Exhibition Dates: July 6, 2011 – July 30, 2011

Opening Reception: July 8, 2011, 7-9pm

Contact: Nancy Resler, art@natsoulas.com

Information: www.natsoulas.com




Bar Shacterman is a local Fair Oaks ceramic sculptor with a diverse, international background.  Born in Odessa, Russia, his family immigrated to Israel when he was 6. It was there he received his first artistic training at the Academy of Art in Tel Aviv. After traveling through Europe, India and a brief stint in New York, the artist and his family finally settled on the West Coast. He describes himself as “‘A Hole in a Flute’ (Hafiz, Sufi Teacher). The images, experience, fascinations that are my life move through me into something new. What I love most about the process is that it takes me to a different dimension – a place that I haven’t visited yet—technically and conceptually. A work of art is meaningful to me when it expands my understanding of the materials I work with and the images and the ideas that live with me.

My interest in clay was originally inspired by traditional Japanese clay work. In many of the traditional works, I could feel the clay expressing itself; Nature forming around green tea. I use a gas kiln and usually fire it at cone 6 to 9. Some of my work, I fire with groups of Artists that use Noborigama (multiple chamber) and Anagama (single chamber) kilns. The unexpected coming together (jamming) of materials, traditions, and ideas to create something new inspires my work today.
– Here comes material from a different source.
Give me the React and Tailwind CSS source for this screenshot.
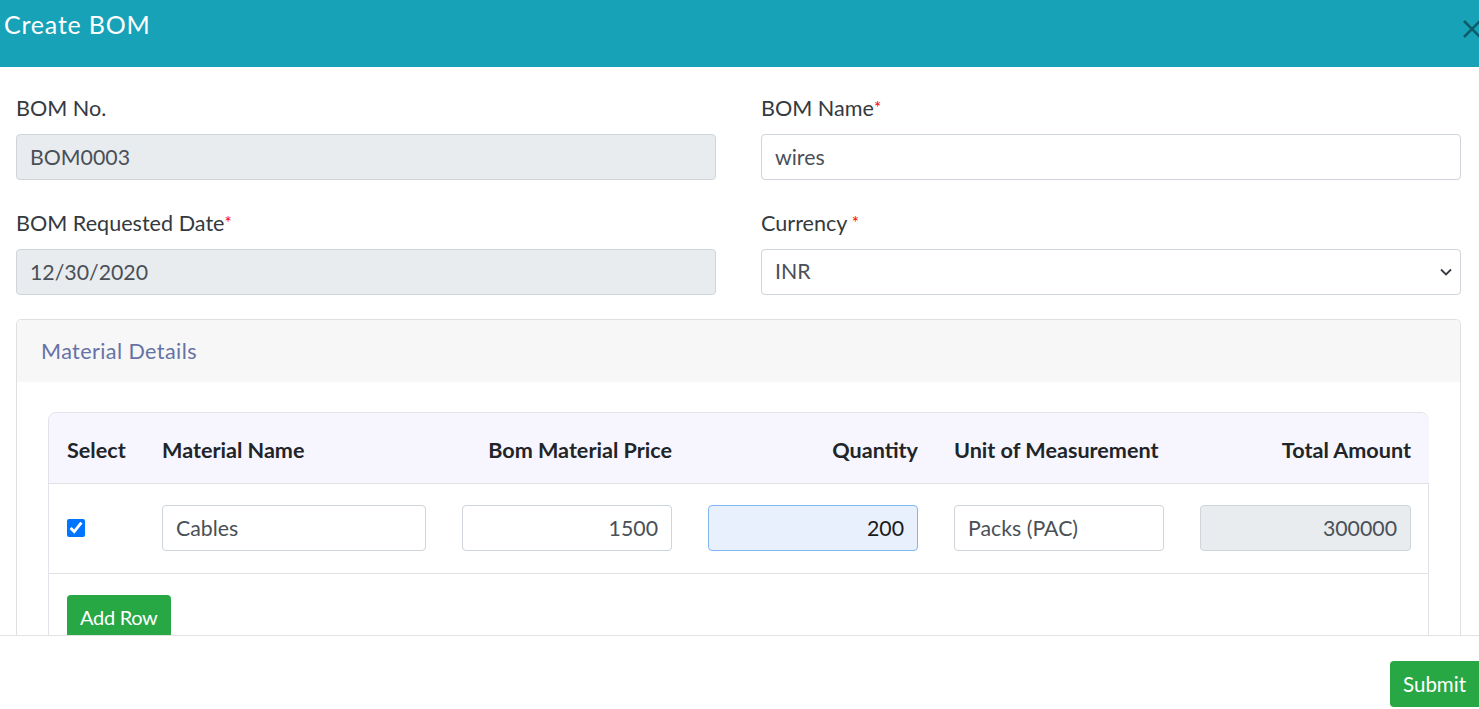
import React, { useState } from 'react';

const inputBase =
  'w-full h-[46px] px-[13px] rounded-[4px] border border-[#ced4da] text-[21.3px] text-[#495057] outline-none';

const Label = ({ children, required, spaced }) => (
  <label className="block text-[21.6px] leading-[30px] text-[#343a40] mb-[11px]">
    {children}
    {required && <span className="text-[#ff0000] text-[17px] align-top">{spaced ? ' *' : '*'}</span>}
  </label>
);

const App = () => {
  const [checked, setChecked] = useState(true);

  return (
    <div
      className="w-[1479px] h-[709px] overflow-hidden bg-white flex flex-col"
      style={{ fontFamily: 'Lato, "Open Sans", sans-serif' }}
    >
      {/* header */}
      <div className="h-[67px] shrink-0 bg-[#18a2b8] flex items-start justify-between">
        <h1 className="pl-[4px] pt-[8px] text-[25px] leading-[32px] tracking-[0.8px] text-white">Create BOM</h1>
        <div className="pt-[18px] -mr-[6px]">
          <svg width="24" height="22" viewBox="0 0 24 22" fill="none">
            <path d="M3 3 L19 19 M19 3 L3 19" stroke="#0d5c6a" strokeWidth="2.6" />
          </svg>
        </div>
      </div>

      {/* body */}
      <div className="flex-1 overflow-hidden pl-[16px] pr-[18px] pt-[26px]">
        <div className="grid grid-cols-2 gap-x-[45px]">
          <div className="mb-[28px]">
            <Label>BOM No.</Label>
            <input readOnly value="BOM0003" className={`${inputBase} bg-[#e9ecef]`} />
          </div>
          <div className="mb-[28px]">
            <Label required>BOM Name</Label>
            <input readOnly value="wires" className={`${inputBase} bg-white`} />
          </div>
          <div className="mb-[24px]">
            <Label required>BOM Requested Date</Label>
            <input readOnly value="12/30/2020" className={`${inputBase} bg-[#e9ecef]`} />
          </div>
          <div className="mb-[24px]">
            <Label required spaced>Currency</Label>
            <div className="relative">
              <select className={`${inputBase} bg-white appearance-none`} defaultValue="INR">
                <option>INR</option>
                <option>USD</option>
              </select>
              <svg
                className="absolute right-[8px] top-[17px]"
                width="14"
                height="12"
                viewBox="0 0 14 12"
                fill="none"
              >
                <path d="M2 3.5 L7 8.5 L12 3.5" stroke="#343a40" strokeWidth="1.8" />
              </svg>
            </div>
          </div>
        </div>

        {/* material details card */}
        <div className="border border-[#e0e0e0] rounded-[5px]">
          <div className="h-[62px] bg-[#f7f7f7] flex items-center px-[24px] text-[21.6px] tracking-[0.4px] text-[#6672a6] rounded-t-[5px]">
            Material Details
          </div>
          <div className="px-[31px] pt-[30px] pb-[20px]">
            <div className="border border-[#e2e2ea] rounded-t-[8px]">
              <table className="w-full border-collapse table-fixed">
                <colgroup>
                  <col className="w-[95px]" />
                  <col className="w-[300px]" />
                  <col className="w-[246px]" />
                  <col className="w-[246px]" />
                  <col className="w-[246px]" />
                  <col className="w-[247px]" />
                </colgroup>
                <thead>
                  <tr className="bg-[#f7f6fe] h-[70px] text-[21.6px] font-bold text-[#212529]">
                    <th className="text-left px-[18px] pt-[4px] rounded-tl-[8px]">Select</th>
                    <th className="text-left px-[18px] pt-[4px]">Material Name</th>
                    <th className="text-right px-[18px] pt-[4px]">Bom Material Price</th>
                    <th className="text-right px-[18px] pt-[4px]">Quantity</th>
                    <th className="text-left px-[18px] pt-[4px]">Unit of Measurement</th>
                    <th className="text-right px-[18px] pt-[4px] rounded-tr-[8px]">Total Amount</th>
                  </tr>
                </thead>
                <tbody>
                  <tr className="h-[90px] border-t border-b border-[#e2e2e2]">
                    <td className="px-[18px]">
                      <input
                        type="checkbox"
                        checked={checked}
                        onChange={() => setChecked(!checked)}
                        className="w-[18px] h-[18px] accent-[#0075ff] align-middle -mt-[4px]"
                      />
                    </td>
                    <td className="px-[18px]">
                      <input readOnly value="Cables" className={`${inputBase} bg-white`} />
                    </td>
                    <td className="px-[18px]">
                      <input readOnly value="1500" className={`${inputBase} bg-white text-right`} />
                    </td>
                    <td className="px-[18px]">
                      <input
                        readOnly
                        value="200"
                        className="w-full h-[46px] px-[13px] rounded-[4px] border border-[#80b7f0] bg-[#e8f0fe] text-[21.3px] text-[#1a1a1a] text-right outline-none"
                      />
                    </td>
                    <td className="px-[18px]">
                      <input readOnly value="Packs (PAC)" className={`${inputBase} bg-white`} />
                    </td>
                    <td className="px-[18px]">
                      <input readOnly value="300000" className={`${inputBase} bg-[#e9ecef] text-right`} />
                    </td>
                  </tr>
                </tbody>
              </table>
              <div className="px-[18px] pt-[21px] pb-[20px]">
                <button className="h-[48px] px-[13px] rounded-[4px] bg-[#28a745] text-white text-[20px] tracking-[-0.3px] pb-[4px]">
                  Add Row
                </button>
              </div>
            </div>
          </div>
        </div>
      </div>

      {/* footer */}
      <div className="h-[74px] shrink-0 border-t border-[#e2e2e2] flex items-start justify-end pt-[25px]">
        <button className="h-[46px] px-[13px] rounded-l-[4px] bg-[#28a745] text-white text-[20.5px]">Submit</button>
      </div>
    </div>
  );
};

export default App;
It is something I am interested in experiencing, creating and evoking in others.”



Stephanie Wickizer has spent several years developing her relationship with observation, determining how this often-repetitive absorption of visual data is internalized.  Overwhelmed by social interaction, an elimination of the human element allows for a concentration on the set, the stage, the environment that houses a mind’s isolated tangents. Whether drawn from the concrete, clouds, patterns in bark or heaps of branches in a damp gutter, practicing selective notation allows for a mythologizing of the mundane. In a similar manner, the work calls attention to traits often applied in feminine art; detail, interiority, natural imagery, miniaturization and layering. The decision then, is to create work unifying several, if not all, of these triggers in pieces that maintain what might be considered masculine effect.
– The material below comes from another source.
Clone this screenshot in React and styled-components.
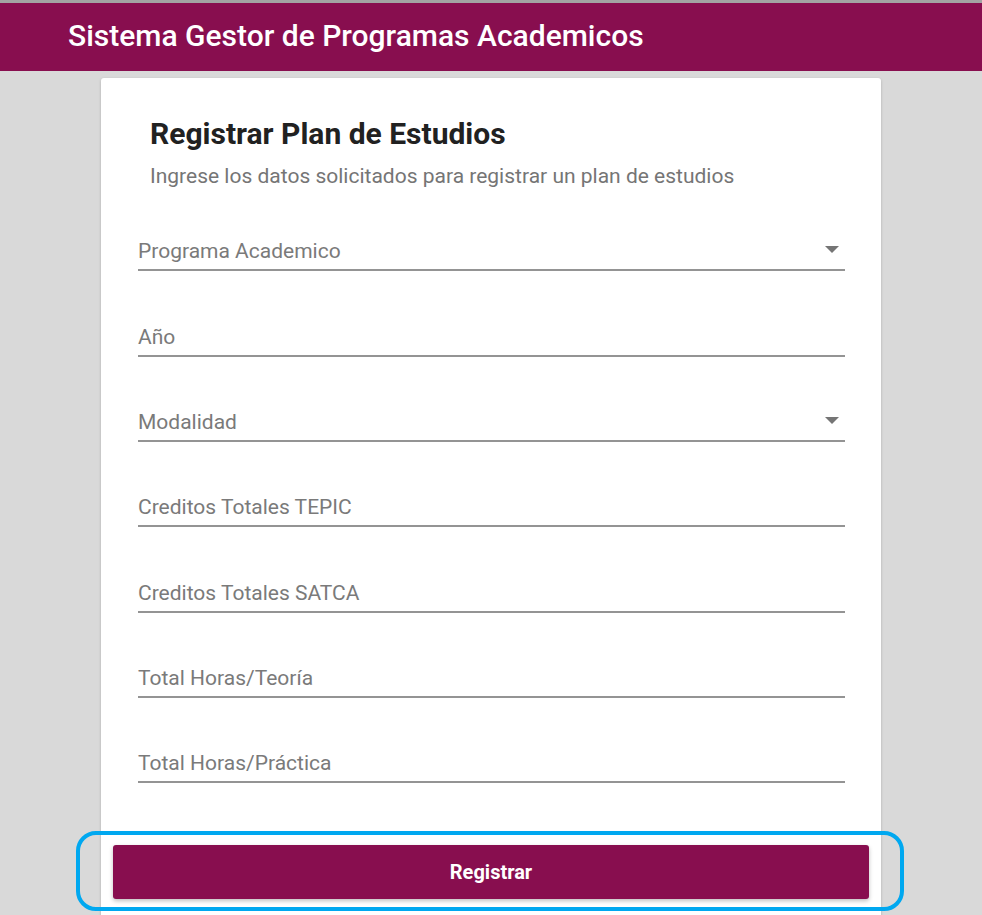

“I wanted to present something intricately forceful; powerful in its overwrought tension provided by bound elements, woven together so tightly the structure becomes obscured, yet penetrable with the tools of time and intent. There is a need to make work that must be read. My interest in these visual complexities led me to Roberto Matta, Lee Mullican, William T. Wiley, Robert McChesney, Jimmy Ernst, Charles Burchfield, Felix Vallotton and Leonor Fini. It was with these artists I felt I had found companions in detail. The artists I am drawn to continually seem to flesh out these ephemeral environments; constructing tangible atmospheres. My belief is in the curation of the internal, external or fantastic; the re-construction of realities in order to orient, understand and enhance perspective and experience.”



Concurrently, the Gallery will produce a group exhibition featuring the works of Edward Gorey, Robert Arneson, William T. Wiley, Wayne Thiebaud and others!